BEGIN

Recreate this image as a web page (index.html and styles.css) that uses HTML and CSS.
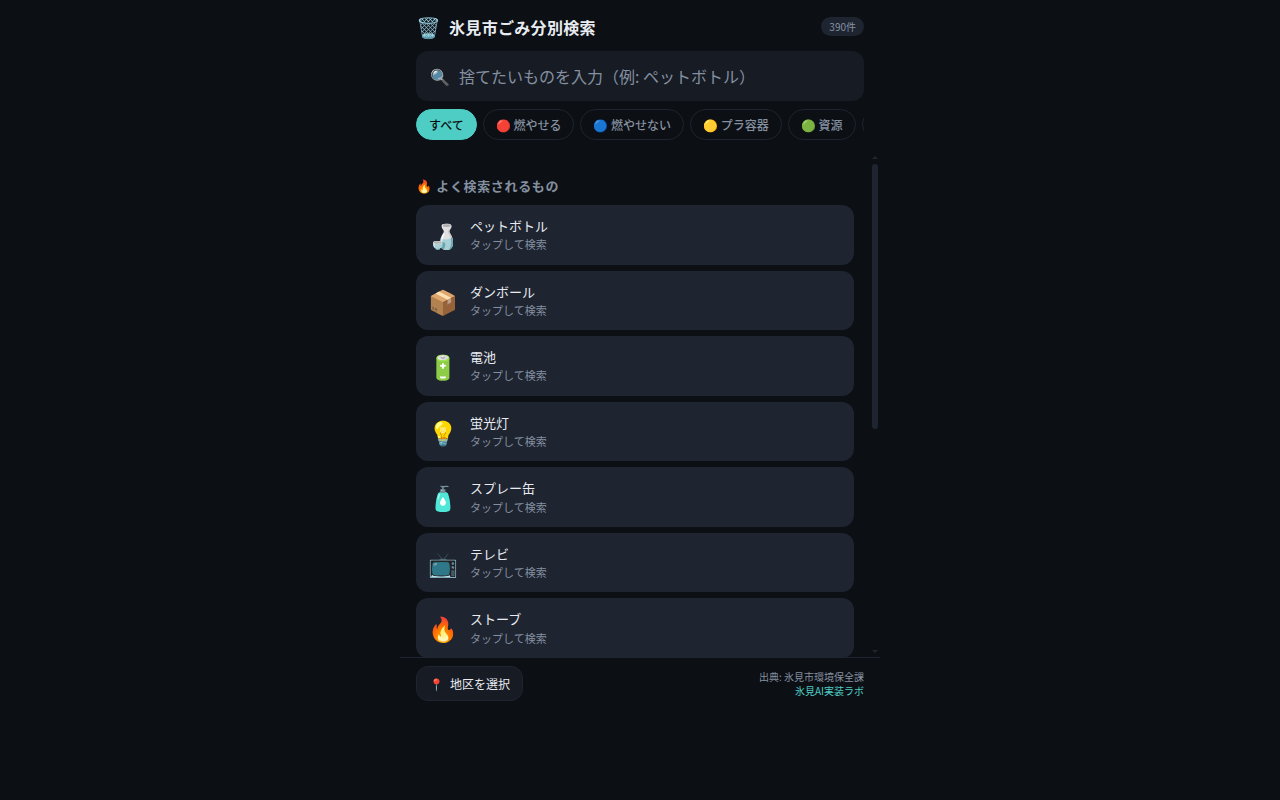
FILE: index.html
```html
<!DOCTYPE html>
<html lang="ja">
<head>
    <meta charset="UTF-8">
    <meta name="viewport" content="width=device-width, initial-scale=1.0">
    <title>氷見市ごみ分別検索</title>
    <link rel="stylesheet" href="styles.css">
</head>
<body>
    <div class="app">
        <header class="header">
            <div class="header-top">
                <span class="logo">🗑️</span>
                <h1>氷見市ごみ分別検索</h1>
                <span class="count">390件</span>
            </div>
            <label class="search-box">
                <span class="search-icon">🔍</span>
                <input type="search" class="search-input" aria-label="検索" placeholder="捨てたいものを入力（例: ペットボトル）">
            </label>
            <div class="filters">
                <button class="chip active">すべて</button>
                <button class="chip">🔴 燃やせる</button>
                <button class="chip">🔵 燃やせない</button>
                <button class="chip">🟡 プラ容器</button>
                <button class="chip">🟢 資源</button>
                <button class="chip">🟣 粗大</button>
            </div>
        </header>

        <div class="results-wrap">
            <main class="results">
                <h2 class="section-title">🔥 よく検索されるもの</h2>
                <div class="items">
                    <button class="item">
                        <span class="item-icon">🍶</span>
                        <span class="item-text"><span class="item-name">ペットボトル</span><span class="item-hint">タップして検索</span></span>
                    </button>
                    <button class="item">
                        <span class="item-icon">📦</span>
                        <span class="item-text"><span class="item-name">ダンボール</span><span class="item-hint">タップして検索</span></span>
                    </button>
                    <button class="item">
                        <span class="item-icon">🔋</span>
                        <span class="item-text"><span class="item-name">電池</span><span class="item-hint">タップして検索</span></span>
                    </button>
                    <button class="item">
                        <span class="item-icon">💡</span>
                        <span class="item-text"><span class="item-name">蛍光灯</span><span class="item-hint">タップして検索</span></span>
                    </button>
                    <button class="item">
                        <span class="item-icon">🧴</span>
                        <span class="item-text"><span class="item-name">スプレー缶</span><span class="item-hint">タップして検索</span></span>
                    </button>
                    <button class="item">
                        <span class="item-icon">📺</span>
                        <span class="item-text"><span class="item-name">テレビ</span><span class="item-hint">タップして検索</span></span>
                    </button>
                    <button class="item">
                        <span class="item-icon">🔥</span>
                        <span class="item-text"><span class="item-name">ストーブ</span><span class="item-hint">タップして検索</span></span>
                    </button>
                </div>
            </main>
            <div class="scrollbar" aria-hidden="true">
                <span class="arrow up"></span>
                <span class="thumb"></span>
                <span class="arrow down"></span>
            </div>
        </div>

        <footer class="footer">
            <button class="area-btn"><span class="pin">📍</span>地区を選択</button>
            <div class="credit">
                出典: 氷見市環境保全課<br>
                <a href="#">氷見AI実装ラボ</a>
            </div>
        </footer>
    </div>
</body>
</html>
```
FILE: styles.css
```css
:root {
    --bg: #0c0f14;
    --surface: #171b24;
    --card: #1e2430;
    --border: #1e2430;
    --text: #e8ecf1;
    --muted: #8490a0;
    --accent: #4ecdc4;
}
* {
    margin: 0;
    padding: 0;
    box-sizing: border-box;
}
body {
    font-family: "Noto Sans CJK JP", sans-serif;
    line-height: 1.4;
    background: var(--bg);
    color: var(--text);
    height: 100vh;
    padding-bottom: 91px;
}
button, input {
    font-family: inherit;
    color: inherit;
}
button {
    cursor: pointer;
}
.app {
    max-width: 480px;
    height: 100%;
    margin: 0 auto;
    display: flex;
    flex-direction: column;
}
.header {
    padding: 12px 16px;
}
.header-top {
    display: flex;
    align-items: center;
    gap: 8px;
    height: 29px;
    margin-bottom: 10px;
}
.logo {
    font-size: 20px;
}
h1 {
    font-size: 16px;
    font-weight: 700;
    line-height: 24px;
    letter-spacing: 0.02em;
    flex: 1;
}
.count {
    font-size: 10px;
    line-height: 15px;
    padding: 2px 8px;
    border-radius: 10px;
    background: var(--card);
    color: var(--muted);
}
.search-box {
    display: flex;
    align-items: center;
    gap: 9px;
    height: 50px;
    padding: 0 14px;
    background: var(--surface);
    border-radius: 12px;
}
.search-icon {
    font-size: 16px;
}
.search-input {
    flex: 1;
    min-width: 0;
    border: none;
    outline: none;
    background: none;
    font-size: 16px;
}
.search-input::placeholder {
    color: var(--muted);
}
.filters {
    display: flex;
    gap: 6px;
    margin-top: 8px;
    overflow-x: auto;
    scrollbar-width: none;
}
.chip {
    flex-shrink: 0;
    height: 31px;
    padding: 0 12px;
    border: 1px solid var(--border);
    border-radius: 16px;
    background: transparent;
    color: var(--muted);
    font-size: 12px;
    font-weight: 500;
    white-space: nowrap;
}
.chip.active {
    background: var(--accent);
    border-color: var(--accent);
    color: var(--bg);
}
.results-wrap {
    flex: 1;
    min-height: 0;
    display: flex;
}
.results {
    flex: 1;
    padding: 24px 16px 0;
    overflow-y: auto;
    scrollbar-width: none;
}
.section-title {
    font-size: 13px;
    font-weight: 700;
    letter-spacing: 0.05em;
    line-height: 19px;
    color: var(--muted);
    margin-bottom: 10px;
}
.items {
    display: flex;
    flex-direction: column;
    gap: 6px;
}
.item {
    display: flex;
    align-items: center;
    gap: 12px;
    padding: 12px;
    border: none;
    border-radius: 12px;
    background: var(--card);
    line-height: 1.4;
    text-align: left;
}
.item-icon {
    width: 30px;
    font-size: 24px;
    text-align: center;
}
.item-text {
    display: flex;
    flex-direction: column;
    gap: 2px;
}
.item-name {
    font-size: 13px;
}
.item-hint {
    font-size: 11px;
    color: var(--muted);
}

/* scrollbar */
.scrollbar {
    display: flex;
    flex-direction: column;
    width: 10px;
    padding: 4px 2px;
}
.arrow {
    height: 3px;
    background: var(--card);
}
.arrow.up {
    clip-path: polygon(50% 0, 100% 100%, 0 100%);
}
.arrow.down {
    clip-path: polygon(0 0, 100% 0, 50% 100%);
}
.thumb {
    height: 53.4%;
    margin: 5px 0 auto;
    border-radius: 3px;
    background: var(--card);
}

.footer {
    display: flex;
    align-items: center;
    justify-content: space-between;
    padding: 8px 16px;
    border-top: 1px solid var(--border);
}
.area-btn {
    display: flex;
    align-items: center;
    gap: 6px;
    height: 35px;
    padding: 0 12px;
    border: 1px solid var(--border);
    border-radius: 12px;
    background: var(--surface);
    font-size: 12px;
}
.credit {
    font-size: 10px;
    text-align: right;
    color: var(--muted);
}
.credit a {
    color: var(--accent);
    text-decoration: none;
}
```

END

Reproduce every line precisely as given, omitting all pictures.

Task response =>
Recreate this image as a web page (index.html and styles.css) that uses HTML and CSS.
FILE: index.html
```html
<!DOCTYPE html>
<html lang="ja">
<head>
    <meta charset="UTF-8">
    <meta name="viewport" content="width=device-width, initial-scale=1.0">
    <title>氷見市ごみ分別検索</title>
    <link rel="stylesheet" href="styles.css">
</head>
<body>
    <div class="app">
        <header class="header">
            <div class="header-top">
                <span class="logo">🗑️</span>
                <h1>氷見市ごみ分別検索</h1>
                <span class="count">390件</span>
            </div>
            <label class="search-box">
                <span class="search-icon">🔍</span>
                <input type="search" class="search-input" aria-label="検索" placeholder="捨てたいものを入力（例: ペットボトル）">
            </label>
            <div class="filters">
                <button class="chip active">すべて</button>
                <button class="chip">🔴 燃やせる</button>
                <button class="chip">🔵 燃やせない</button>
                <button class="chip">🟡 プラ容器</button>
                <button class="chip">🟢 資源</button>
                <button class="chip">🟣 粗大</button>
            </div>
        </header>

        <div class="results-wrap">
            <main class="results">
                <h2 class="section-title">🔥 よく検索されるもの</h2>
                <div class="items">
                    <button class="item">
                        <span class="item-icon">🍶</span>
                        <span class="item-text"><span class="item-name">ペットボトル</span><span class="item-hint">タップして検索</span></span>
                    </button>
                    <button class="item">
                        <span class="item-icon">📦</span>
                        <span class="item-text"><span class="item-name">ダンボール</span><span class="item-hint">タップして検索</span></span>
                    </button>
                    <button class="item">
                        <span class="item-icon">🔋</span>
                        <span class="item-text"><span class="item-name">電池</span><span class="item-hint">タップして検索</span></span>
                    </button>
                    <button class="item">
                        <span class="item-icon">💡</span>
                        <span class="item-text"><span class="item-name">蛍光灯</span><span class="item-hint">タップして検索</span></span>
                    </button>
                    <button class="item">
                        <span class="item-icon">🧴</span>
                        <span class="item-text"><span class="item-name">スプレー缶</span><span class="item-hint">タップして検索</span></span>
                    </button>
                    <button class="item">
                        <span class="item-icon">📺</span>
                        <span class="item-text"><span class="item-name">テレビ</span><span class="item-hint">タップして検索</span></span>
                    </button>
                    <button class="item">
                        <span class="item-icon">🔥</span>
                        <span class="item-text"><span class="item-name">ストーブ</span><span class="item-hint">タップして検索</span></span>
                    </button>
                </div>
            </main>
            <div class="scrollbar" aria-hidden="true">
                <span class="arrow up"></span>
                <span class="thumb"></span>
                <span class="arrow down"></span>
            </div>
        </div>

        <footer class="footer">
            <button class="area-btn"><span class="pin">📍</span>地区を選択</button>
            <div class="credit">
                出典: 氷見市環境保全課<br>
                <a href="#">氷見AI実装ラボ</a>
            </div>
        </footer>
    </div>
</body>
</html>
```
FILE: styles.css
```css
:root {
    --bg: #0c0f14;
    --surface: #171b24;
    --card: #1e2430;
    --border: #1e2430;
    --text: #e8ecf1;
    --muted: #8490a0;
    --accent: #4ecdc4;
}
* {
    margin: 0;
    padding: 0;
    box-sizing: border-box;
}
body {
    font-family: "Noto Sans CJK JP", sans-serif;
    line-height: 1.4;
    background: var(--bg);
    color: var(--text);
    height: 100vh;
    padding-bottom: 91px;
}
button, input {
    font-family: inherit;
    color: inherit;
}
button {
    cursor: pointer;
}
.app {
    max-width: 480px;
    height: 100%;
    margin: 0 auto;
    display: flex;
    flex-direction: column;
}
.header {
    padding: 12px 16px;
}
.header-top {
    display: flex;
    align-items: center;
    gap: 8px;
    height: 29px;
    margin-bottom: 10px;
}
.logo {
    font-size: 20px;
}
h1 {
    font-size: 16px;
    font-weight: 700;
    line-height: 24px;
    letter-spacing: 0.02em;
    flex: 1;
}
.count {
    font-size: 10px;
    line-height: 15px;
    padding: 2px 8px;
    border-radius: 10px;
    background: var(--card);
    color: var(--muted);
}
.search-box {
    display: flex;
    align-items: center;
    gap: 9px;
    height: 50px;
    padding: 0 14px;
    background: var(--surface);
    border-radius: 12px;
}
.search-icon {
    font-size: 16px;
}
.search-input {
    flex: 1;
    min-width: 0;
    border: none;
    outline: none;
    background: none;
    font-size: 16px;
}
.search-input::placeholder {
    color: var(--muted);
}
.filters {
    display: flex;
    gap: 6px;
    margin-top: 8px;
    overflow-x: auto;
    scrollbar-width: none;
}
.chip {
    flex-shrink: 0;
    height: 31px;
    padding: 0 12px;
    border: 1px solid var(--border);
    border-radius: 16px;
    background: transparent;
    color: var(--muted);
    font-size: 12px;
    font-weight: 500;
    white-space: nowrap;
}
.chip.active {
    background: var(--accent);
    border-color: var(--accent);
    color: var(--bg);
}
.results-wrap {
    flex: 1;
    min-height: 0;
    display: flex;
}
.results {
    flex: 1;
    padding: 24px 16px 0;
    overflow-y: auto;
    scrollbar-width: none;
}
.section-title {
    font-size: 13px;
    font-weight: 700;
    letter-spacing: 0.05em;
    line-height: 19px;
    color: var(--muted);
    margin-bottom: 10px;
}
.items {
    display: flex;
    flex-direction: column;
    gap: 6px;
}
.item {
    display: flex;
    align-items: center;
    gap: 12px;
    padding: 12px;
    border: none;
    border-radius: 12px;
    background: var(--card);
    line-height: 1.4;
    text-align: left;
}
.item-icon {
    width: 30px;
    font-size: 24px;
    text-align: center;
}
.item-text {
    display: flex;
    flex-direction: column;
    gap: 2px;
}
.item-name {
    font-size: 13px;
}
.item-hint {
    font-size: 11px;
    color: var(--muted);
}

/* scrollbar */
.scrollbar {
    display: flex;
    flex-direction: column;
    width: 10px;
    padding: 4px 2px;
}
.arrow {
    height: 3px;
    background: var(--card);
}
.arrow.up {
    clip-path: polygon(50% 0, 100% 100%, 0 100%);
}
.arrow.down {
    clip-path: polygon(0 0, 100% 0, 50% 100%);
}
.thumb {
    height: 53.4%;
    margin: 5px 0 auto;
    border-radius: 3px;
    background: var(--card);
}

.footer {
    display: flex;
    align-items: center;
    justify-content: space-between;
    padding: 8px 16px;
    border-top: 1px solid var(--border);
}
.area-btn {
    display: flex;
    align-items: center;
    gap: 6px;
    height: 35px;
    padding: 0 12px;
    border: 1px solid var(--border);
    border-radius: 12px;
    background: var(--surface);
    font-size: 12px;
}
.credit {
    font-size: 10px;
    text-align: right;
    color: var(--muted);
}
.credit a {
    color: var(--accent);
    text-decoration: none;
}
```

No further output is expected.